[Set problem]
Reproduce the listing below without changes, except that pictures are left out.

[Supplied material]

----

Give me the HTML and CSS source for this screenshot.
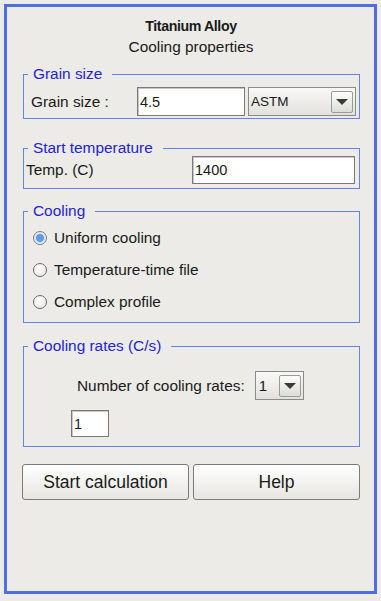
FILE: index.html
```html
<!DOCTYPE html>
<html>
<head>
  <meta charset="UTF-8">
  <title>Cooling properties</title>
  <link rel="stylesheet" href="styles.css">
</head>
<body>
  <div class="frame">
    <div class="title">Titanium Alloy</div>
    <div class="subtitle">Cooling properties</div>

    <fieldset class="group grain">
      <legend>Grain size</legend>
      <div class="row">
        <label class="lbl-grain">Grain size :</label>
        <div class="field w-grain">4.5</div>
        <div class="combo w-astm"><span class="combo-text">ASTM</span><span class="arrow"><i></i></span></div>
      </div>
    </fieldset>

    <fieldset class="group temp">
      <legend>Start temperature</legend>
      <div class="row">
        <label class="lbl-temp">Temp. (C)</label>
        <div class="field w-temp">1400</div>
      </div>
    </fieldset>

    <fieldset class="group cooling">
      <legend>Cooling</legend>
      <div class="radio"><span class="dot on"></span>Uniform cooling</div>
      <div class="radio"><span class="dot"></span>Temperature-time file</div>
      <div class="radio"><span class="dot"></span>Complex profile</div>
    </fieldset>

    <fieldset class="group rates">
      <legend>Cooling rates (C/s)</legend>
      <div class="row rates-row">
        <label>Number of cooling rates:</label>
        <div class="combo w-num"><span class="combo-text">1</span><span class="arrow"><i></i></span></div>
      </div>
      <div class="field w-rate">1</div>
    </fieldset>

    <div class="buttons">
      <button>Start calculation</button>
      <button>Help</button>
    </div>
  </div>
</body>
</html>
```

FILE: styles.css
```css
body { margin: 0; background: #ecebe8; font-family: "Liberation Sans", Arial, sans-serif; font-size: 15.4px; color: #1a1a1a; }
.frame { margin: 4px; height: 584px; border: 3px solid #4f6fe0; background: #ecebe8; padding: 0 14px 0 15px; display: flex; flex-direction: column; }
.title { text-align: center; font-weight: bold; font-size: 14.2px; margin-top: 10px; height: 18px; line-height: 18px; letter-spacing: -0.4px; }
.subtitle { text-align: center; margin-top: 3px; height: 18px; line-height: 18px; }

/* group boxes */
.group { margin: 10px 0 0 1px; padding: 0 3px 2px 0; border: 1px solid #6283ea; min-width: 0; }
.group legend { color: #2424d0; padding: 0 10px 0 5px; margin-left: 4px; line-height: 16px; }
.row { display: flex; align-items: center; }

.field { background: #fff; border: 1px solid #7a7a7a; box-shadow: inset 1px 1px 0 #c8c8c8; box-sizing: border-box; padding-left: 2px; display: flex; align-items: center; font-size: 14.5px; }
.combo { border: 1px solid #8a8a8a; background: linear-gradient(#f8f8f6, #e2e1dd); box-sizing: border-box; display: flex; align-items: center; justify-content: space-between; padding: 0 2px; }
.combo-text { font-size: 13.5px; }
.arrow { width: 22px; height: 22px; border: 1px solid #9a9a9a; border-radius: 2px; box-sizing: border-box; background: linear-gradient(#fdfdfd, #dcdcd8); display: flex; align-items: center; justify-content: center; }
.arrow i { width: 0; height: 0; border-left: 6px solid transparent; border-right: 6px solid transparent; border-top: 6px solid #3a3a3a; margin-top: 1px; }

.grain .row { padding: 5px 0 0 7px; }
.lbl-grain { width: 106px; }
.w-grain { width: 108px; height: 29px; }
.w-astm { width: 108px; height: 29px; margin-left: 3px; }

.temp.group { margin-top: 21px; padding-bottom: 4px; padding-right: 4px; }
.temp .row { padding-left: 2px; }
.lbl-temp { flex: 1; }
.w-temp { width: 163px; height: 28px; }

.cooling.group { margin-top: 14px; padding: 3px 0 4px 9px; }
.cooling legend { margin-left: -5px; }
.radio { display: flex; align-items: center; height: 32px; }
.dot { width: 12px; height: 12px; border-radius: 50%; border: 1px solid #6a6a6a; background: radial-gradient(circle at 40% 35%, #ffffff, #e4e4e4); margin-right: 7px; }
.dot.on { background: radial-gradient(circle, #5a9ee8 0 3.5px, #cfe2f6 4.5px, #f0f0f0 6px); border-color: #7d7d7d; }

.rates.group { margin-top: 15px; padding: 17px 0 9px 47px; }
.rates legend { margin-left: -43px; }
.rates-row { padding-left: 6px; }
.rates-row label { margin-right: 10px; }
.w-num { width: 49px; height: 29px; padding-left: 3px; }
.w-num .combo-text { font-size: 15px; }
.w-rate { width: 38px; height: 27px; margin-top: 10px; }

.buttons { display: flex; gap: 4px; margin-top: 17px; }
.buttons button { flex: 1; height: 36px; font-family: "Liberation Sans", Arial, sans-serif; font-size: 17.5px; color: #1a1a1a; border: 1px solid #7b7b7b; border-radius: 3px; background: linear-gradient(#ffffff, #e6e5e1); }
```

----

[Response]
Give me the HTML and CSS source for this screenshot.
FILE: index.html
```html
<!DOCTYPE html>
<html>
<head>
  <meta charset="UTF-8">
  <title>Cooling properties</title>
  <link rel="stylesheet" href="styles.css">
</head>
<body>
  <div class="frame">
    <div class="title">Titanium Alloy</div>
    <div class="subtitle">Cooling properties</div>

    <fieldset class="group grain">
      <legend>Grain size</legend>
      <div class="row">
        <label class="lbl-grain">Grain size :</label>
        <div class="field w-grain">4.5</div>
        <div class="combo w-astm"><span class="combo-text">ASTM</span><span class="arrow"><i></i></span></div>
      </div>
    </fieldset>

    <fieldset class="group temp">
      <legend>Start temperature</legend>
      <div class="row">
        <label class="lbl-temp">Temp. (C)</label>
        <div class="field w-temp">1400</div>
      </div>
    </fieldset>

    <fieldset class="group cooling">
      <legend>Cooling</legend>
      <div class="radio"><span class="dot on"></span>Uniform cooling</div>
      <div class="radio"><span class="dot"></span>Temperature-time file</div>
      <div class="radio"><span class="dot"></span>Complex profile</div>
    </fieldset>

    <fieldset class="group rates">
      <legend>Cooling rates (C/s)</legend>
      <div class="row rates-row">
        <label>Number of cooling rates:</label>
        <div class="combo w-num"><span class="combo-text">1</span><span class="arrow"><i></i></span></div>
      </div>
      <div class="field w-rate">1</div>
    </fieldset>

    <div class="buttons">
      <button>Start calculation</button>
      <button>Help</button>
    </div>
  </div>
</body>
</html>
```

FILE: styles.css
```css
body { margin: 0; background: #ecebe8; font-family: "Liberation Sans", Arial, sans-serif; font-size: 15.4px; color: #1a1a1a; }
.frame { margin: 4px; height: 584px; border: 3px solid #4f6fe0; background: #ecebe8; padding: 0 14px 0 15px; display: flex; flex-direction: column; }
.title { text-align: center; font-weight: bold; font-size: 14.2px; margin-top: 10px; height: 18px; line-height: 18px; letter-spacing: -0.4px; }
.subtitle { text-align: center; margin-top: 3px; height: 18px; line-height: 18px; }

/* group boxes */
.group { margin: 10px 0 0 1px; padding: 0 3px 2px 0; border: 1px solid #6283ea; min-width: 0; }
.group legend { color: #2424d0; padding: 0 10px 0 5px; margin-left: 4px; line-height: 16px; }
.row { display: flex; align-items: center; }

.field { background: #fff; border: 1px solid #7a7a7a; box-shadow: inset 1px 1px 0 #c8c8c8; box-sizing: border-box; padding-left: 2px; display: flex; align-items: center; font-size: 14.5px; }
.combo { border: 1px solid #8a8a8a; background: linear-gradient(#f8f8f6, #e2e1dd); box-sizing: border-box; display: flex; align-items: center; justify-content: space-between; padding: 0 2px; }
.combo-text { font-size: 13.5px; }
.arrow { width: 22px; height: 22px; border: 1px solid #9a9a9a; border-radius: 2px; box-sizing: border-box; background: linear-gradient(#fdfdfd, #dcdcd8); display: flex; align-items: center; justify-content: center; }
.arrow i { width: 0; height: 0; border-left: 6px solid transparent; border-right: 6px solid transparent; border-top: 6px solid #3a3a3a; margin-top: 1px; }

.grain .row { padding: 5px 0 0 7px; }
.lbl-grain { width: 106px; }
.w-grain { width: 108px; height: 29px; }
.w-astm { width: 108px; height: 29px; margin-left: 3px; }

.temp.group { margin-top: 21px; padding-bottom: 4px; padding-right: 4px; }
.temp .row { padding-left: 2px; }
.lbl-temp { flex: 1; }
.w-temp { width: 163px; height: 28px; }

.cooling.group { margin-top: 14px; padding: 3px 0 4px 9px; }
.cooling legend { margin-left: -5px; }
.radio { display: flex; align-items: center; height: 32px; }
.dot { width: 12px; height: 12px; border-radius: 50%; border: 1px solid #6a6a6a; background: radial-gradient(circle at 40% 35%, #ffffff, #e4e4e4); margin-right: 7px; }
.dot.on { background: radial-gradient(circle, #5a9ee8 0 3.5px, #cfe2f6 4.5px, #f0f0f0 6px); border-color: #7d7d7d; }

.rates.group { margin-top: 15px; padding: 17px 0 9px 47px; }
.rates legend { margin-left: -43px; }
.rates-row { padding-left: 6px; }
.rates-row label { margin-right: 10px; }
.w-num { width: 49px; height: 29px; padding-left: 3px; }
.w-num .combo-text { font-size: 15px; }
.w-rate { width: 38px; height: 27px; margin-top: 10px; }

.buttons { display: flex; gap: 4px; margin-top: 17px; }
.buttons button { flex: 1; height: 36px; font-family: "Liberation Sans", Arial, sans-serif; font-size: 17.5px; color: #1a1a1a; border: 1px solid #7b7b7b; border-radius: 3px; background: linear-gradient(#ffffff, #e6e5e1); }
```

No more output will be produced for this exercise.